A Grinzane si può affermare dunque che abbia lavorato per alcuni anni in qualità di consulente vitivinicolo l’illustre membro dell’accademia dell’agricoltura di Torino, Paolo Francesco Staglieno, mentre nel periodo del fattore Giovanni Bosco le tecniche d’avanguardia furono introdotte dal francese Louis Oudart, che dal 1843 al 1851 fu in rapporti d collaborazione commerciale con la casa Cavour.
I termini economici della collaborazione sono indicati nel contratto per la vendita delle uve della vendemmia del 1847. Ancor nel 1850 la casa vinicola genovese dell’Oudart acquistò complessivamente quasi 450 quintali di uve di diverse qualità (nebbiolo, dolcetto, barbera e uve varie).
La corrispondenza con il fattore Bosco si concluse a fine 1852. Appena in tempo per scoprire il nome del nuovo acquirente delle uve della tenuta di Grinzane, un certo signore Bottero di Torino.

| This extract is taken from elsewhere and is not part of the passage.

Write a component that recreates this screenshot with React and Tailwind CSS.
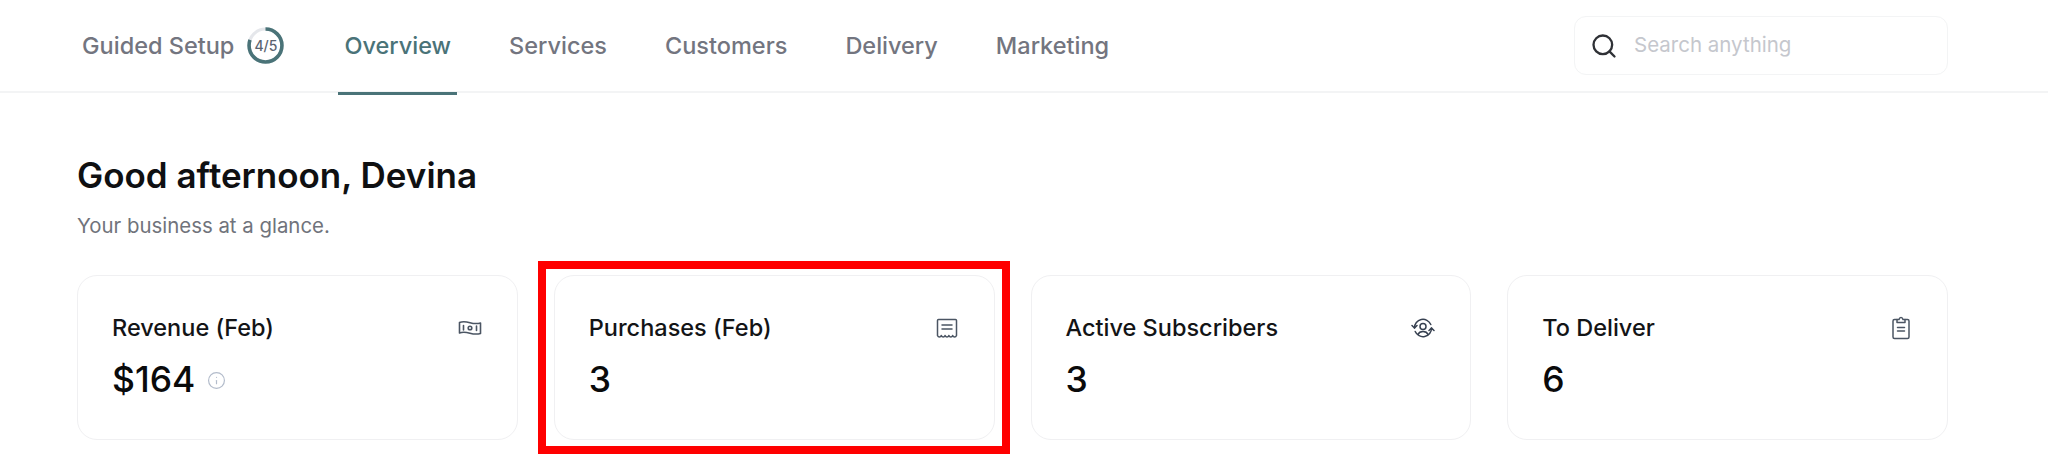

E’ così che la storia del Barolo si intreccia con la storia del Risorgimento e dell’Unità d’Italia. Cavour, Silvio Pellico, Carlo Alberto, Vittorio Emanuele II, i conti di Mirafiori figurano infatti tra gli artefici o tra gli appassionati estimatori del Barolo, concorrendo a vario titolo alla nascita e all’affermazione di questo grande vino prodotto da un’unica uva, il nebbiolo dalle colline di Langa. Possiamo allora affermare che le strategie e le politiche economiche intese alla creazione di un grande vino capace di reggere il confronto con i blasonati francesi videro nel dinamico Cavour uno dei protagonisti.